I too think that a company cannot stick to one character when their market is the globe. Some examples from my observation.

SUVification of the Super luxury segment with Bentley and Rolls Royce. Well, I am pretty sure a decade ago, it would have been a joke to think of these makers doing SUVs. Apart from being called "Sports Utility Vehicle" these massive barges are surely a deviation from the purist strategy. But atleast for Bentley and RR these are bigger and commanding on the road which is their trademark. But thinking of Lamborghini making SUVs nails the coffin. Porsche has for all its track hugging, tail wagging sports car generates its most cash from its SUV/Crossover line up.
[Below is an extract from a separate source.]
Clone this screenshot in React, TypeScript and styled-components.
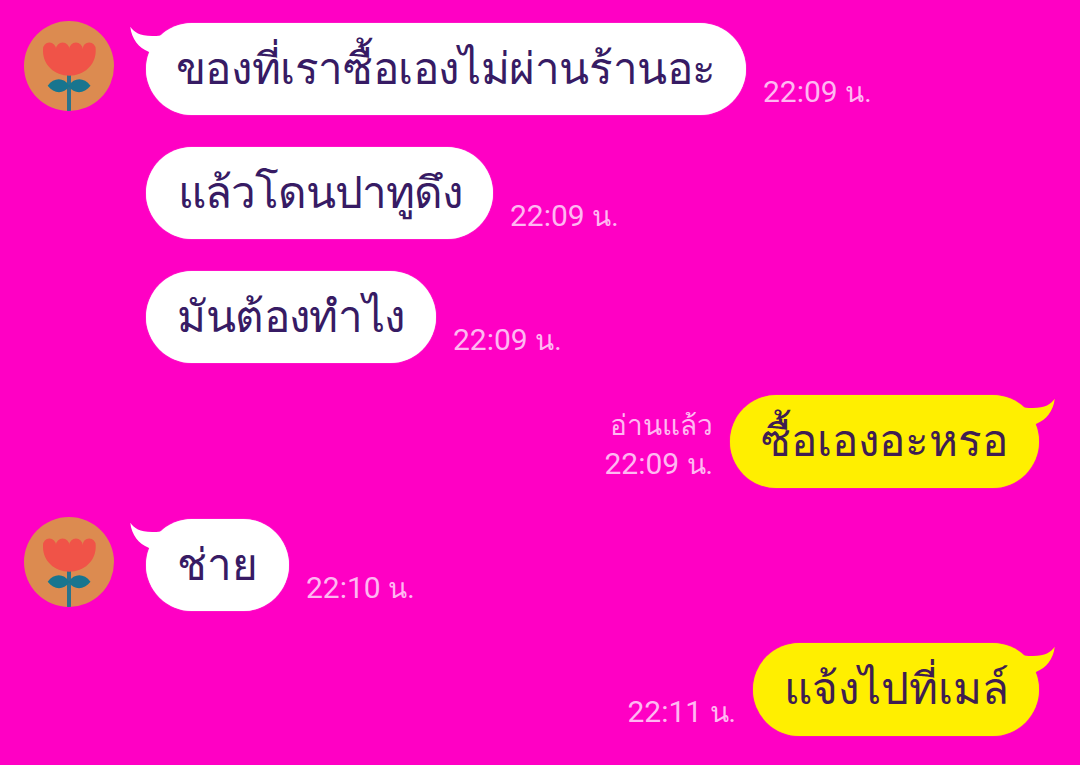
import styled, { createGlobalStyle } from "styled-components";

const GlobalStyle = createGlobalStyle`
  * {
    box-sizing: border-box;
  }
  body {
    margin: 0;
    background-color: #ff00c4;
  }
`;

const Chat = styled.main`
  display: flex;
  flex-direction: column;
  height: 765px;
  padding: 21px 41px 0 24px;
  overflow: hidden;
  background-color: #ff00c4;
  font-family: Roboto, "Noto Sans", sans-serif;
`;

const Row = styled.div<{ $mine?: boolean }>`
  display: flex;
  flex-direction: ${(props) => (props.$mine ? "row-reverse" : "row")};
  flex-shrink: 0;
  height: 124px;
`;

const AvatarSlot = styled.div`
  width: 90px;
  height: 90px;
  margin-right: 32px;
`;

const Bubble = styled.div<{ $mine?: boolean; $width: number }>`
  position: relative;
  display: flex;
  justify-content: center;
  width: ${(props) => props.$width}px;
  height: ${(props) => (props.$mine ? 93 : 92)}px;
  margin-top: 2px;
  border-radius: 47px;
  background-color: ${(props) => (props.$mine ? "#ffef00" : "#ffffff")};
  box-shadow: 0 0 1px
    ${(props) => (props.$mine ? "rgba(255, 239, 0, 0.7)" : "rgba(255, 255, 255, 0.8)")};
  color: ${(props) => (props.$mine ? "#3f1d52" : "#371b64")};
`;

const Text = styled.span<{ $spacing?: number }>`
  font-size: 44px;
  line-height: 92px;
  letter-spacing: ${(props) => props.$spacing ?? 0}px;
  white-space: nowrap;
`;

const Tail = styled.svg<{ $mine?: boolean }>`
  position: absolute;
  top: 3px;
  ${(props) => (props.$mine ? "right: -16px;" : "left: -16px;")}
  transform: ${(props) => (props.$mine ? "scaleX(-1)" : "none")};
`;

const Meta = styled.div<{ $mine?: boolean }>`
  display: flex;
  flex-direction: column;
  justify-content: flex-end;
  align-items: ${(props) => (props.$mine ? "flex-end" : "flex-start")};
  height: 90px;
  margin: 0 17px;
  font-size: 30px;
  line-height: 38px;
  color: #ffb8f2;
  white-space: nowrap;
`;

const Time = styled.span`
  height: 38px;
`;

const Small = styled.span`
  font-size: 28px;
`;

const Avatar = () => {
  return (
    <svg width="90" height="90" viewBox="0 0 90 90">
      <defs>
        <clipPath id="avatar">
          <circle cx="45" cy="45" r="45" />
        </clipPath>
      </defs>
      <g clipPath="url(#avatar)">
        <rect width="90" height="90" fill="#dc8b50" />
        <rect x="43" y="53" width="4" height="37" fill="#2b738c" />
        <path
          d="M45 64.5C40 56.5 30 56 23.7 64.8C30 73.3 40 73 45 65.5C50 73 60 73.3 66.5 64.8C60 56 50 56.5 45 64.5Z"
          fill="#18758f"
        />
        <path
          d="M19 30V28.3A6.5 6.6 0 0 1 32 28A6.65 6.5 0 0 1 45.3 28A6.65 6.5 0 0 1 58.6 28A6.5 6.6 0 0 1 71.7 28.3V30C71.7 44 60 54.7 45.3 54.7C30.7 54.7 19 44 19 30Z"
          fill="#f05348"
        />
      </g>
    </svg>
  );
};

interface IMessage {
  id: number;
  text: string;
  time: string;
  width: number;
  mine?: boolean;
  read?: boolean;
  avatar?: boolean;
  tail?: boolean;
  spacing?: number;
}

const messages: IMessage[] = [
  {
    id: 1,
    text: "ของที่เราซื้อเองไม่ผ่านร้านอะ",
    time: "22:09",
    width: 600,
    avatar: true,
    tail: true,
    spacing: -0.4,
  },
  {
    id: 2,
    text: "แล้วโดนปาทูดึง",
    time: "22:09",
    width: 347,
    spacing: -1,
  },
  { id: 3, text: "มันต้องทำไง", time: "22:09", width: 290, spacing: -0.6 },
  {
    id: 4,
    text: "ซื้อเองอะหรอ",
    time: "22:09",
    width: 309,
    mine: true,
    read: true,
    tail: true,
  },
  {
    id: 5,
    text: "ช่าย",
    time: "22:10",
    width: 143,
    avatar: true,
    tail: true,
  },
  {
    id: 6,
    text: "แจ้งไปที่เมล์",
    time: "22:11",
    width: 286,
    mine: true,
    tail: true,
  },
];

function App() {
  return (
    <>
      <GlobalStyle />
      <Chat>
        {messages.map((message) => (
          <Row key={message.id} $mine={message.mine}>
            {!message.mine && (
              <AvatarSlot>{message.avatar && <Avatar />}</AvatarSlot>
            )}
            <Bubble $mine={message.mine} $width={message.width}>
              {message.tail && (
                <Tail
                  $mine={message.mine}
                  width="40"
                  height="30"
                  viewBox="0 0 40 30"
                >
                  <path
                    d="M0.3 0.8C5 7.5 12 11.5 31 9.5L36 12L22 28L18.6 25.8C9 22 1.5 13 0.3 0.8Z"
                    fill={message.mine ? "#ffef00" : "#ffffff"}
                  />
                </Tail>
              )}
              <Text $spacing={message.spacing}>{message.text}</Text>
            </Bubble>
            <Meta $mine={message.mine}>
              {message.read && <Small>อ่านแล้ว</Small>}
              <Time>
                {message.time} <Small>น.</Small>
              </Time>
            </Meta>
          </Row>
        ))}
      </Chat>
    </>
  );
}
export default App;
It is also when companies are engulfed into countable number of conglomerates, the company becomes more generic and attributes the character to individual vehicles.The best example is VW group.

And with the advent of autonomous cars, am sure pure driving pleasure will not be boasted for long. By having to forgo one's traditional values, companies have made a lot of money and the bosses wouldn't care as long as they "Make more profits".

Speaking of the bosses, hardly any mass market automaker is headed by an Engineer nor a driving fanatic. So, it seems logical the brands don't strongly portray one remarkable character throughout its line-up.